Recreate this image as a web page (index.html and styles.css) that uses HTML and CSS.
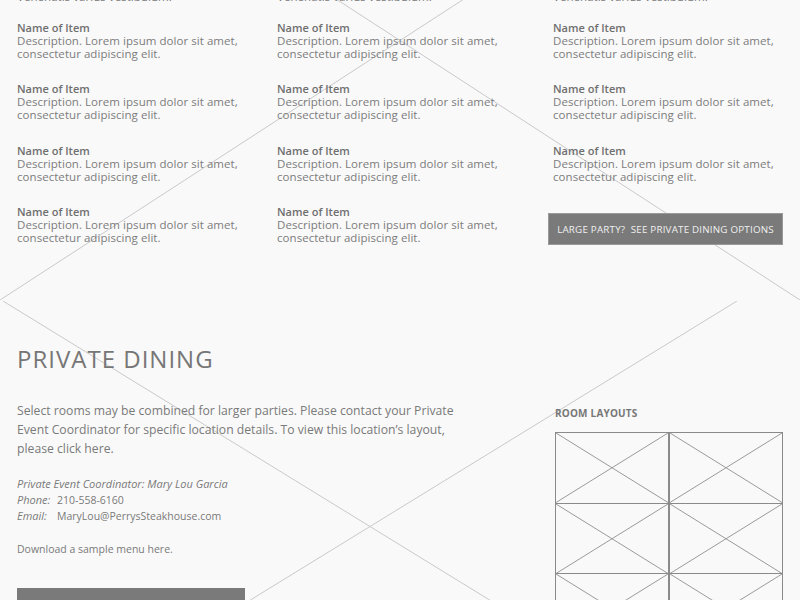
FILE: index.html
```html
<!DOCTYPE html>
<html lang="en">
<head>
<meta charset="utf-8">
<title>Private Dining</title>
<link rel="stylesheet" href="styles.css">
</head>
<body>
<section class="menu">
  <svg class="bgx bgx-top" viewBox="0 0 800 519" preserveAspectRatio="none" aria-hidden="true">
    <line x1="0" y1="0" x2="800" y2="519"/>
    <line x1="800" y1="0" x2="0" y2="519"/>
  </svg>
  <div class="cols">
    <div class="col col1">
      <p class="cut">Venenatis varius vestibulum.</p>
      <div class="item"><h4>Name of Item</h4><p>Description. Lorem ipsum dolor sit amet,<br>consectetur adipiscing elit.</p></div>
      <div class="item"><h4>Name of Item</h4><p>Description. Lorem ipsum dolor sit amet,<br>consectetur adipiscing elit.</p></div>
      <div class="item"><h4>Name of Item</h4><p>Description. Lorem ipsum dolor sit amet,<br>consectetur adipiscing elit.</p></div>
      <div class="item"><h4>Name of Item</h4><p>Description. Lorem ipsum dolor sit amet,<br>consectetur adipiscing elit.</p></div>
    </div>
    <div class="col col2">
      <p class="cut">Venenatis varius vestibulum.</p>
      <div class="item"><h4>Name of Item</h4><p>Description. Lorem ipsum dolor sit amet,<br>consectetur adipiscing elit.</p></div>
      <div class="item"><h4>Name of Item</h4><p>Description. Lorem ipsum dolor sit amet,<br>consectetur adipiscing elit.</p></div>
      <div class="item"><h4>Name of Item</h4><p>Description. Lorem ipsum dolor sit amet,<br>consectetur adipiscing elit.</p></div>
      <div class="item"><h4>Name of Item</h4><p>Description. Lorem ipsum dolor sit amet,<br>consectetur adipiscing elit.</p></div>
    </div>
    <div class="col col3">
      <p class="cut">Venenatis varius vestibulum.</p>
      <div class="item"><h4>Name of Item</h4><p>Description. Lorem ipsum dolor sit amet,<br>consectetur adipiscing elit.</p></div>
      <div class="item"><h4>Name of Item</h4><p>Description. Lorem ipsum dolor sit amet,<br>consectetur adipiscing elit.</p></div>
      <div class="item"><h4>Name of Item</h4><p>Description. Lorem ipsum dolor sit amet,<br>consectetur adipiscing elit.</p></div>
      <a class="btn party" href="#">LARGE PARTY?&nbsp; SEE PRIVATE DINING OPTIONS</a>
    </div>
  </div>
</section>

<section class="private">
  <svg class="bgx bgx-bottom" viewBox="0 0 734 451" preserveAspectRatio="none" aria-hidden="true">
    <line x1="0" y1="0" x2="734" y2="451"/>
    <line x1="734" y1="0" x2="0" y2="451"/>
  </svg>
  <div class="pd-main">
    <h2>PRIVATE DINING</h2>
    <p class="lead">Select rooms may be combined for larger parties. Please contact your Private Event Coordinator for specific location details. To view this location’s layout, please click here.</p>
    <div class="contact">
      <p><em>Private Event Coordinator: Mary Lou Garcia</em></p>
      <p><em class="lbl">Phone:</em>210-558-6160</p>
      <p><em class="lbl">Email:</em>MaryLou@PerrysSteakhouse.com</p>
    </div>
    <p class="download">Download a sample menu here.</p>
    <a class="btn big" href="#"></a>
  </div>
  <aside class="pd-side">
    <h5>ROOM LAYOUTS</h5>
    <div class="rooms">
      <div class="room"><svg viewBox="0 0 100 100" preserveAspectRatio="none"><line x1="0" y1="0" x2="100" y2="100"/><line x1="100" y1="0" x2="0" y2="100"/></svg></div>
      <div class="room"><svg viewBox="0 0 100 100" preserveAspectRatio="none"><line x1="0" y1="0" x2="100" y2="100"/><line x1="100" y1="0" x2="0" y2="100"/></svg></div>
      <div class="room"><svg viewBox="0 0 100 100" preserveAspectRatio="none"><line x1="0" y1="0" x2="100" y2="100"/><line x1="100" y1="0" x2="0" y2="100"/></svg></div>
      <div class="room"><svg viewBox="0 0 100 100" preserveAspectRatio="none"><line x1="0" y1="0" x2="100" y2="100"/><line x1="100" y1="0" x2="0" y2="100"/></svg></div>
      <div class="room"><svg viewBox="0 0 100 100" preserveAspectRatio="none"><line x1="0" y1="0" x2="100" y2="100"/><line x1="100" y1="0" x2="0" y2="100"/></svg></div>
      <div class="room"><svg viewBox="0 0 100 100" preserveAspectRatio="none"><line x1="0" y1="0" x2="100" y2="100"/><line x1="100" y1="0" x2="0" y2="100"/></svg></div>
    </div>
  </aside>
</section>
</body>
</html>
```

FILE: styles.css
```css
html, body {
  margin: 0;
  padding: 0;
}
body {
  background: #f9f9f9;
  color: #7a7a7a;
  font-family: "Open Sans", "DejaVu Sans", sans-serif;
  width: 800px;
  height: 600px;
  overflow: hidden;
}
p, h2, h4, h5 { margin: 0; }

.bgx {
  position: absolute;
  pointer-events: none;
  z-index: 0;
}
.bgx line {
  stroke: #c9c9c9;
  stroke-width: 1;
  vector-effect: non-scaling-stroke;
}

/* ---------- menu ---------- */
.menu {
  position: relative;
  display: flow-root;
  height: 300px;
}
.bgx-top {
  left: 0;
  top: -219px;
  width: 800px;
  height: 519px;
}
.cols {
  position: relative;
  z-index: 1;
  display: grid;
  grid-template-columns: 260px 271px 235px;
  padding-left: 17px;
  margin-top: -10.5px;
}
.cut {
  font-size: 11.5px;
  line-height: 13px;
  letter-spacing: 0.05px;
  color: #7a7a7a;
  margin-bottom: 18px;
}
.item {
  font-size: 11.5px;
  line-height: 13px;
  letter-spacing: 0.05px;
  margin-bottom: 22.5px;
}
.item h4 {
  font-size: 11px;
  font-weight: 600;
  letter-spacing: 0;
  color: #6f6f6f;
}
.item p { color: #7c7c7c; }
.col3 .cut, .col3 .item { padding-left: 5px; }

.btn {
  display: flex;
  align-items: center;
  justify-content: center;
  background: #7a7a7a;
  color: #f0f0f0;
  text-decoration: none;
}
.party {
  height: 32px;
  margin-top: 30.5px;
  font-size: 9.8px;
  letter-spacing: 0.2px;
  border: 1px solid #9a9a9a;
  box-sizing: border-box;
}

/* ---------- private dining ---------- */
.private {
  position: relative;
  height: 300px;
  display: flex;
  padding-left: 17px;
}
.bgx-bottom {
  left: 3px;
  top: 1px;
  width: 734px;
  height: 451px;
}
.pd-main {
  position: relative;
  z-index: 1;
  width: 450px;
  padding-top: 44px;
}
.pd-main h2 {
  font-size: 24px;
  line-height: 29px;
  font-weight: 400;
  color: #767676;
  letter-spacing: 1px;
}
.lead {
  margin-top: 28px;
  font-size: 12.2px;
  line-height: 19px;
  color: #7a7a7a;
}
.contact {
  margin-top: 18px;
  font-size: 10.5px;
  line-height: 16px;
}
.contact em { font-size: 11px; }
.lbl {
  display: inline-block;
  width: 40px;
}
.download {
  margin-top: 17px;
  font-size: 10.5px;
  line-height: 16px;
}
.big {
  margin-top: 31px;
  width: 228px;
  height: 40px;
}

.pd-side {
  position: relative;
  z-index: 1;
  margin-left: 88px;
  width: 228px;
  padding-top: 106px;
}
.pd-side h5 {
  font-size: 10px;
  line-height: 14px;
  font-weight: 700;
  color: #777;
  letter-spacing: 0.2px;
}
.rooms {
  margin-top: 13px;
  display: grid;
  grid-template-columns: 1fr 1fr;
  grid-auto-rows: 70.5px;
}
.room {
  border: 1px solid #8a8a8a;
  margin-top: -1px;
  position: relative;
}
.room svg {
  position: absolute;
  inset: 0;
  width: 100%;
  height: 100%;
}
.room line {
  stroke: #9a9a9a;
  stroke-width: 1;
  vector-effect: non-scaling-stroke;
}
```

----------------------------------------

WORK TO COMPLETE:
Looking at the listing above, count the lines that contain "this" and give nothing but the number.

EXERCISE RESPONSE:
2